Do you have an art representative, an agent, or work with a gallery?
No.
Talk about selling and or giving your art away. What is that like?
Although I’ve had paid commissions and had work in gallery exhibitions and sold occasionally, the income derived has been negligible. The commercial art work I have done was more consistent for a time, but, as I tried to explain above, that stuff doesn’t count.
What is it like to part with your creation?
If someone truly understands, appreciates a work I have created then they are appreciating and understanding something intimate and personal about me. Something that cannot typically be expressed in words.
What work, important interest occupy you in addition to art?
Politics, art education, literature.
Do you apply for grants, fellowships, for gallery shows and other exhibits?
Rarely. I’ve had my heart broken so many times in the past.
You’re a teaching artist—what is that like for you?
I love to teach. I spend an inordinate amount of time searching for meaningful experiences. As a practical matter, life is full of stuff that seems pointless. When I’m in front of a classroom full of New York City kids I feel I have a “purpose”.
Do you give artist talks?
I have had the opportunity to talk about my work in various public forums over the years – and I have taught adult drawing classes.

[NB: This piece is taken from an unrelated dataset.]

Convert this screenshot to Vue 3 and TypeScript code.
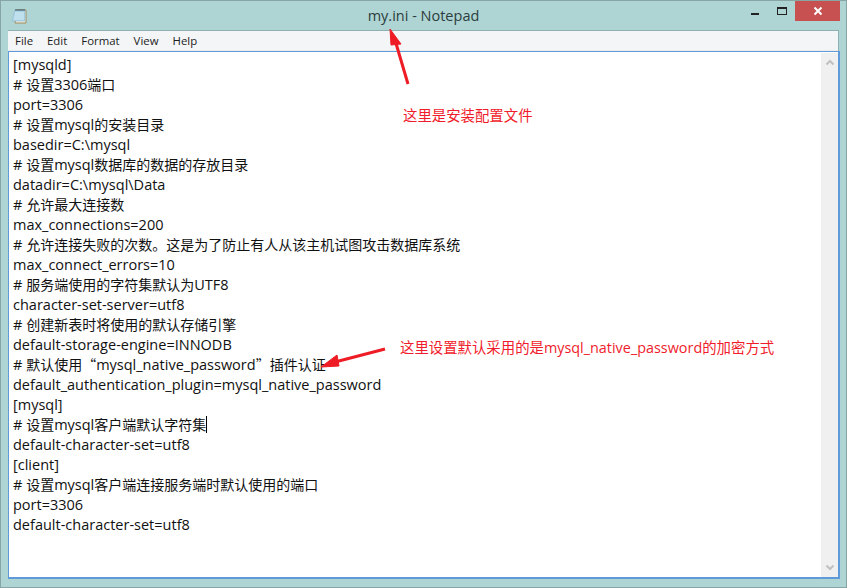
<script setup lang="ts">
interface Seg { text: string; cjk: boolean }

const menus: string[] = ['File', 'Edit', 'Format', 'View', 'Help']
const lines: string[] = [
  '[mysqld]',
  '# 设置3306端口',
  'port=3306',
  '# 设置mysql的安装目录',
  'basedir=C:\\mysql',
  '# 设置mysql数据库的数据的存放目录',
  'datadir=C:\\mysql\\Data',
  '# 允许最大连接数',
  'max_connections=200',
  '# 允许连接失败的次数。这是为了防止有人从该主机试图攻击数据库系统',
  'max_connect_errors=10',
  '# 服务端使用的字符集默认为UTF8',
  'character-set-server=utf8',
  '# 创建新表时将使用的默认存储引擎',
  'default-storage-engine=INNODB',
  '# 默认使用“mysql_native_password”插件认证',
  'default_authentication_plugin=mysql_native_password',
  '[mysql]',
  '# 设置mysql客户端默认字符集',
  'default-character-set=utf8',
  '[client]',
  '# 设置mysql客户端连接服务端时默认使用的端口',
  'port=3306',
  'default-character-set=utf8',
]

function split(line: string): Seg[] {
  const parts = line.match(/[\u201c\u201d\u3000-\u9fff]+|[^\u201c\u201d\u3000-\u9fff]+/g) ?? []
  return parts.map((text) => ({ text, cjk: /[\u201c\u201d\u3000-\u9fff]/.test(text) }))
}
</script>

<template>
  <div class="window">
    <header class="titlebar">
      <svg class="app-icon" width="16" height="16" viewBox="0 0 16 16">
        <path d="M6 2h9v13H4z" fill="#f2efe2" stroke="#a08a5a" />
        <path d="M4 2h10v11H1z" fill="#a9d3e6" stroke="#8fc0d6" stroke-width="0.6" />
        <path d="M4 5h9M3.6 7h9.4M3 9h10M2.6 11h10.4" stroke="#d8ecf4" />
        <path d="M5 3V1M7 3V1M9 3V1M11 3V1M13 3V1" stroke="#3e4a50" />
      </svg>
      <div class="title">my.ini - Notepad</div>
      <div class="controls">
        <div class="ctl"><span class="min"></span></div>
        <div class="ctl"><span class="max"></span></div>
        <div class="close">
          <svg width="10" height="10" viewBox="0 0 10 10"><path d="M1.5 1.5l7 7M8.5 1.5l-7 7" stroke="#fff" stroke-width="2" /></svg>
        </div>
      </div>
    </header>
    <nav class="menubar">
      <span v-for="m in menus" :key="m" class="menu">{{ m }}</span>
    </nav>
    <main class="editor">
      <div class="text">
        <div v-for="(l, i) in lines" :key="i" class="line"><span v-for="(s, j) in split(l)" :key="j" :class="s.cjk ? 'cjk' : 'latin'">{{ s.text }}</span><span v-if="i === 18" class="caret"></span></div>
      </div>
      <aside class="scrollbar">
        <svg width="8" height="7" viewBox="0 0 8 7"><path d="M0.5 5.5L4 2l3.5 3.5" fill="none" stroke="#c0c0c0" stroke-width="2" /></svg>
        <svg width="8" height="7" viewBox="0 0 8 7"><path d="M0.5 1.5L4 5l3.5-3.5" fill="none" stroke="#c0c0c0" stroke-width="2" /></svg>
      </aside>
    </main>
    <div class="note note-a">这里是安装配置文件</div>
    <div class="note note-b">这里设置默认采用的是mysql_native_password的加密方式</div>
    <svg class="arrows" width="847" height="588" viewBox="0 0 847 588">
      <path d="M408 84L395 40" stroke="#ee1c25" stroke-width="3" fill="none" />
      <path d="M390 29L401 44L391 45Z" fill="#ee1c25" stroke="#ee1c25" />
      <path d="M385 349L335 362" stroke="#ee1c25" stroke-width="3" fill="none" />
      <path d="M321 367L337 355L339 366Z" fill="#ee1c25" stroke="#ee1c25" />
    </svg>
  </div>
</template>

<style scoped>
.window {
  position: relative;
  width: 847px;
  height: 588px;
  box-sizing: border-box;
  border: 1px solid #88a5a6;
  background: #aed4d3;
  padding: 0 7px 8px;
  display: flex;
  flex-direction: column;
  overflow: hidden;
  font-family: "Open Sans", "Noto Sans CJK SC", sans-serif;
}
.titlebar {
  height: 29px;
  margin: 0 -7px;
  flex: none;
  display: flex;
  align-items: center;
  position: relative;
}
.app-icon { margin: 0 0 0 10px; }
.title {
  position: absolute;
  left: 0;
  right: 0;
  top: 5px;
  text-align: center;
  font-size: 14.5px;
  line-height: 20px;
  color: #2c3e40;
}
.controls {
  margin-left: auto;
  margin-right: 6px;
  height: 20px;
  align-self: flex-start;
  display: flex;
}
.ctl {
  width: 26px;
  height: 20px;
  position: relative;
}
.min {
  position: absolute;
  left: 8px;
  top: 12px;
  width: 8px;
  height: 2px;
  background: #222;
}
.max {
  position: absolute;
  left: 8px;
  top: 6px;
  width: 8px;
  height: 5px;
  border: 1px solid #222;
  border-top-width: 2px;
}
.close {
  width: 45px;
  height: 20px;
  background: #c75050;
  display: flex;
  align-items: center;
  justify-content: center;
}
.menubar {
  height: 20px;
  flex: none;
  background: #f4f5f7;
  border-top: 1px solid #8fb0b1;
  border-right: 1px solid #8fb0b1;
  box-shadow: inset 0 -1px 0 #ececec;
  display: flex;
  align-items: center;
  gap: 14px;
  padding-left: 7px;
  font-size: 11.4px;
  color: #1c1c1c;
}
.menu { line-height: 20px; }
.editor {
  flex: 1;
  min-height: 0;
  background: #fff;
  border: 1px solid #5e9bd8;
  border-width: 1px 2px 2px 1px;
  display: flex;
  margin-right: -1px;
}
.text {
  flex: 1;
  padding: 3px 0 0 4px;
  font-size: 14px;
  line-height: 20px;
  color: #111;
  white-space: pre;
}
.line { height: 20px; }
.latin { font-size: 14.5px; line-height: 0; }
.cjk { font-size: 14px; line-height: 0; font-family: "Noto Sans CJK SC", sans-serif; }
.caret {
  display: inline-block;
  width: 1px;
  height: 17px;
  background: #000;
  vertical-align: -3px;
}
.scrollbar {
  width: 17px;
  margin-top: 1px;
  background: #f0f0f0;
  display: flex;
  flex-direction: column;
  justify-content: space-between;
  align-items: center;
  padding: 6px 0;
  box-sizing: border-box;
}
.note {
  position: absolute;
  font-size: 14.4px;
  line-height: 20px;
  color: #f01c2c;
  white-space: nowrap;
}
.note-a { left: 402px; top: 105px; }
.note-b { left: 399px; top: 337px; }
.arrows { position: absolute; left: -1px; top: -1px; pointer-events: none; }
</style>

Lastly, do you see Art as a unifying energy, dynamic?
I want to answer “Yes.” “Obviously.” But this question is so broad. A lot of very exciting and profound art (out there in the world and historically) has come from horrific circumstances and or from horrible broken people. Its function is not to create balance or harmony, but it is “authentic” and “true” and important—and I’m glad it exists even though it may not make me feel “good”. I believe that the function of art, above and beyond anything else, is to tell the truth. Sometimes the truth is ugly and dark.
Art Is Unity thanks Tony Gonzalez for this interview and many art conversations.